• DESCRIPTION OF THE TASK:
Quote the listing below in its entirety, omitting every image.
+++
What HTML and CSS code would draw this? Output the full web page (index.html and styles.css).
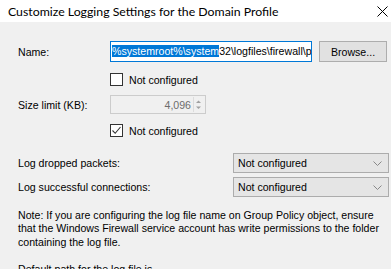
FILE: index.html
```html
<html>
<head>
    <link rel="stylesheet" href="styles.css">
</head>
<body>
    <div class="titlebar">
        <span class="title">Customize Logging Settings for the Domain Profile</span>
        <svg class="close" width="11" height="11" viewBox="0 0 11 11">
            <path d="M0.5 0.5 L10.5 10.5 M10.5 0.5 L0.5 10.5" stroke="#000" stroke-width="1" fill="none"/>
        </svg>
    </div>

    <div class="content">
        <div class="row name-row">
            <label class="label">Name:</label>
            <div class="textbox"><span class="sel">%systemroot%\system</span>32\logfiles\firewall\p</div>
            <button class="btn">Browse...</button>
        </div>

        <div class="check-row first-check">
            <span class="checkbox"></span>
            <span>Not configured</span>
        </div>

        <div class="row size-row">
            <label class="label">Size limit (KB):</label>
            <div class="spinbox">
                <span class="spin-value">4,096</span>
                <span class="spin-arrows">
                    <svg width="9" height="15" viewBox="0 0 9 15">
                        <path d="M2 6 L4.5 3.5 L7 6 Z" fill="#a0a0a0"/>
                        <path d="M2 9.5 L4.5 12 L7 9.5 Z" fill="#a0a0a0"/>
                    </svg>
                </span>
            </div>
        </div>

        <div class="check-row second-check">
            <span class="checkbox">
                <svg width="11" height="11" viewBox="0 0 11 11">
                    <path d="M1.5 5.5 L4.2 8.3 L9.5 2" stroke="#333" stroke-width="1.1" fill="none"/>
                </svg>
            </span>
            <span>Not configured</span>
        </div>

        <div class="row combo-row dropped">
            <label class="label wide">Log dropped packets:</label>
            <div class="combo">
                <span>Not configured</span>
                <svg class="chevron" width="9" height="5" viewBox="0 0 9 5">
                    <path d="M0.5 0.5 L4.5 4.5 L8.5 0.5" stroke="#888" stroke-width="1" fill="none"/>
                </svg>
            </div>
        </div>

        <div class="row combo-row">
            <label class="label wide">Log successful connections:</label>
            <div class="combo">
                <span>Not configured</span>
                <svg class="chevron" width="9" height="5" viewBox="0 0 9 5">
                    <path d="M0.5 0.5 L4.5 4.5 L8.5 0.5" stroke="#888" stroke-width="1" fill="none"/>
                </svg>
            </div>
        </div>

        <p class="note">Note: If you are configuring the log file name on Group Policy object, ensure that the Windows Firewall service account has write permissions to the folder containing the log file.</p>
        <p class="note">Default path for the log file is</p>
    </div>
</body>
</html>
```

FILE: styles.css
```css
body {
    margin: 0;
    background-color: #f0f0f0;
    color: #000;
    font-family: "Liberation Sans", Arial, sans-serif;
    font-size: 10.6px;
    overflow: hidden;
}

.titlebar {
    height: 22px;
    background-color: #fff;
    display: flex;
    align-items: center;
    justify-content: space-between;
    padding: 0 3px 0 8px;
}

.title {
    font-family: Lato, sans-serif;
    font-size: 12.3px;
    color: #000;
}

.content {
    padding-left: 18px;
}

.row {
    display: flex;
    align-items: center;
}

.label {
    width: 92px;
    flex-shrink: 0;
}

.label.wide {
    width: 215px;
}

.name-row {
    margin-top: 19px;
    height: 21px;
}

.textbox {
    width: 199px;
    height: 19px;
    border: 1px solid #0078d7;
    background-color: #fff;
    white-space: nowrap;
    overflow: hidden;
    line-height: 19px;
    padding-left: 1px;
    flex-shrink: 0;
}

.textbox .sel {
    background-color: #0078d7;
    color: #fff;
}

.btn {
    margin-left: 7px;
    width: 68px;
    height: 21px;
    background-color: #e1e1e1;
    border: 1px solid #adadad;
    font-family: "Liberation Sans", Arial, sans-serif;
    font-size: 10.6px;
    color: #000;
    padding: 0;
    flex-shrink: 0;
}

.check-row {
    display: flex;
    align-items: center;
    padding-left: 92px;
    height: 13px;
}

.first-check {
    margin-top: 11px;
}

.second-check {
    margin-top: 10px;
}

.checkbox {
    width: 11px;
    height: 11px;
    border: 1px solid #333;
    background-color: #fff;
    margin-right: 6px;
    display: flex;
}

.size-row {
    margin-top: 9px;
    height: 19px;
}

.spinbox {
    width: 94px;
    height: 17px;
    border: 1px solid #cccccc;
    display: flex;
    align-items: center;
    justify-content: flex-end;
    color: #6d6d6d;
}

.spin-value {
    margin-right: 2px;
}

.spin-arrows {
    width: 10px;
    height: 15px;
    border-left: 1px solid #dcdcdc;
    margin-right: 1px;
    display: flex;
}

.combo-row {
    height: 20px;
    margin-top: 4px;
}

.combo-row.dropped {
    margin-top: 16px;
}

.combo {
    width: 156px;
    height: 20px;
    border: 1px solid #acacac;
    background-color: #e5e5e5;
    display: flex;
    align-items: center;
    justify-content: space-between;
    padding: 0 6px 0 4px;
    box-sizing: border-box;
    flex-shrink: 0;
}

.note {
    margin: 12px 0 0 0;
    line-height: 13.4px;
    width: 370px;
}

.note + .note {
    margin-top: 13.4px;
}
```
+++
• SOLVED EXERCISE:
What HTML and CSS code would draw this? Output the full web page (index.html and styles.css).
FILE: index.html
```html
<html>
<head>
    <link rel="stylesheet" href="styles.css">
</head>
<body>
    <div class="titlebar">
        <span class="title">Customize Logging Settings for the Domain Profile</span>
        <svg class="close" width="11" height="11" viewBox="0 0 11 11">
            <path d="M0.5 0.5 L10.5 10.5 M10.5 0.5 L0.5 10.5" stroke="#000" stroke-width="1" fill="none"/>
        </svg>
    </div>

    <div class="content">
        <div class="row name-row">
            <label class="label">Name:</label>
            <div class="textbox"><span class="sel">%systemroot%\system</span>32\logfiles\firewall\p</div>
            <button class="btn">Browse...</button>
        </div>

        <div class="check-row first-check">
            <span class="checkbox"></span>
            <span>Not configured</span>
        </div>

        <div class="row size-row">
            <label class="label">Size limit (KB):</label>
            <div class="spinbox">
                <span class="spin-value">4,096</span>
                <span class="spin-arrows">
                    <svg width="9" height="15" viewBox="0 0 9 15">
                        <path d="M2 6 L4.5 3.5 L7 6 Z" fill="#a0a0a0"/>
                        <path d="M2 9.5 L4.5 12 L7 9.5 Z" fill="#a0a0a0"/>
                    </svg>
                </span>
            </div>
        </div>

        <div class="check-row second-check">
            <span class="checkbox">
                <svg width="11" height="11" viewBox="0 0 11 11">
                    <path d="M1.5 5.5 L4.2 8.3 L9.5 2" stroke="#333" stroke-width="1.1" fill="none"/>
                </svg>
            </span>
            <span>Not configured</span>
        </div>

        <div class="row combo-row dropped">
            <label class="label wide">Log dropped packets:</label>
            <div class="combo">
                <span>Not configured</span>
                <svg class="chevron" width="9" height="5" viewBox="0 0 9 5">
                    <path d="M0.5 0.5 L4.5 4.5 L8.5 0.5" stroke="#888" stroke-width="1" fill="none"/>
                </svg>
            </div>
        </div>

        <div class="row combo-row">
            <label class="label wide">Log successful connections:</label>
            <div class="combo">
                <span>Not configured</span>
                <svg class="chevron" width="9" height="5" viewBox="0 0 9 5">
                    <path d="M0.5 0.5 L4.5 4.5 L8.5 0.5" stroke="#888" stroke-width="1" fill="none"/>
                </svg>
            </div>
        </div>

        <p class="note">Note: If you are configuring the log file name on Group Policy object, ensure that the Windows Firewall service account has write permissions to the folder containing the log file.</p>
        <p class="note">Default path for the log file is</p>
    </div>
</body>
</html>
```

FILE: styles.css
```css
body {
    margin: 0;
    background-color: #f0f0f0;
    color: #000;
    font-family: "Liberation Sans", Arial, sans-serif;
    font-size: 10.6px;
    overflow: hidden;
}

.titlebar {
    height: 22px;
    background-color: #fff;
    display: flex;
    align-items: center;
    justify-content: space-between;
    padding: 0 3px 0 8px;
}

.title {
    font-family: Lato, sans-serif;
    font-size: 12.3px;
    color: #000;
}

.content {
    padding-left: 18px;
}

.row {
    display: flex;
    align-items: center;
}

.label {
    width: 92px;
    flex-shrink: 0;
}

.label.wide {
    width: 215px;
}

.name-row {
    margin-top: 19px;
    height: 21px;
}

.textbox {
    width: 199px;
    height: 19px;
    border: 1px solid #0078d7;
    background-color: #fff;
    white-space: nowrap;
    overflow: hidden;
    line-height: 19px;
    padding-left: 1px;
    flex-shrink: 0;
}

.textbox .sel {
    background-color: #0078d7;
    color: #fff;
}

.btn {
    margin-left: 7px;
    width: 68px;
    height: 21px;
    background-color: #e1e1e1;
    border: 1px solid #adadad;
    font-family: "Liberation Sans", Arial, sans-serif;
    font-size: 10.6px;
    color: #000;
    padding: 0;
    flex-shrink: 0;
}

.check-row {
    display: flex;
    align-items: center;
    padding-left: 92px;
    height: 13px;
}

.first-check {
    margin-top: 11px;
}

.second-check {
    margin-top: 10px;
}

.checkbox {
    width: 11px;
    height: 11px;
    border: 1px solid #333;
    background-color: #fff;
    margin-right: 6px;
    display: flex;
}

.size-row {
    margin-top: 9px;
    height: 19px;
}

.spinbox {
    width: 94px;
    height: 17px;
    border: 1px solid #cccccc;
    display: flex;
    align-items: center;
    justify-content: flex-end;
    color: #6d6d6d;
}

.spin-value {
    margin-right: 2px;
}

.spin-arrows {
    width: 10px;
    height: 15px;
    border-left: 1px solid #dcdcdc;
    margin-right: 1px;
    display: flex;
}

.combo-row {
    height: 20px;
    margin-top: 4px;
}

.combo-row.dropped {
    margin-top: 16px;
}

.combo {
    width: 156px;
    height: 20px;
    border: 1px solid #acacac;
    background-color: #e5e5e5;
    display: flex;
    align-items: center;
    justify-content: space-between;
    padding: 0 6px 0 4px;
    box-sizing: border-box;
    flex-shrink: 0;
}

.note {
    margin: 12px 0 0 0;
    line-height: 13.4px;
    width: 370px;
}

.note + .note {
    margin-top: 13.4px;
}
```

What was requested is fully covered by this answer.